An Israeli bombing of a school turned shelter in Gaza City has killed at least 27 people and hundreds of thousands of residents of the Rafah neighbourhood are fleeing, in one of the largest mass displacements of the war amid Israel’s recently announced campaign to “divide” the Gaza Strip.

According to Mahmoud Bassal, a spokesman for the civil defence agency, three rockets hit the Dar al-Arqam school in the Al-Tuffah area on Thursday afternoon, killing several children and injuring 100 others.

The building was being used as a shelter for Palestinians forced to flee their homes.

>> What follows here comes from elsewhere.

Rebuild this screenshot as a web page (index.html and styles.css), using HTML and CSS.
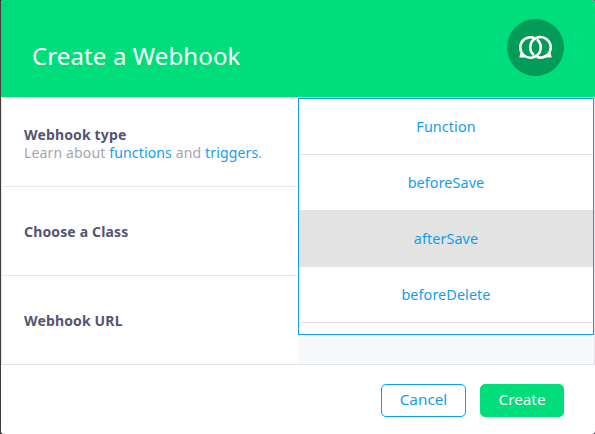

The Israeli military said in a statement that it had taken precautions to avoid civilian casualties from the bombing of the facility, which it described as the Hamas militant group’s command centre.

Another 20 people were killed in an early morning airstrike on the Gaza suburb of Shejaiya, bringing the total number of casualties reported by the local health ministry to 97 in the past 24 hours.

The intense wave of Israeli bombardment comes amid a significant expansion of Israel Defence Forces (IDF) air and ground operations in the besieged Palestinian territory following Israel’s decision a fortnight ago to abandon a two-month ceasefire.

The Israeli military said on Thursday that it had hit more than 600 “terrorist targets” across the Gaza Strip since it resumed large-scale airstrikes on March 18. Gaza’s Health Ministry, which the UN cites in its casualty figures, says 1,163 people have been killed in bombings since the ceasefire was violated.

Process of seizing Gaza

On Wednesday, Israeli Prime Minister Benjamin Netanyahu said the army was “seizing territory” and “dividing” Gaza. Israel has halted humanitarian aid, food and fuel shipments to the Gaza Strip for more than a month in an attempt to put pressure on Hamas.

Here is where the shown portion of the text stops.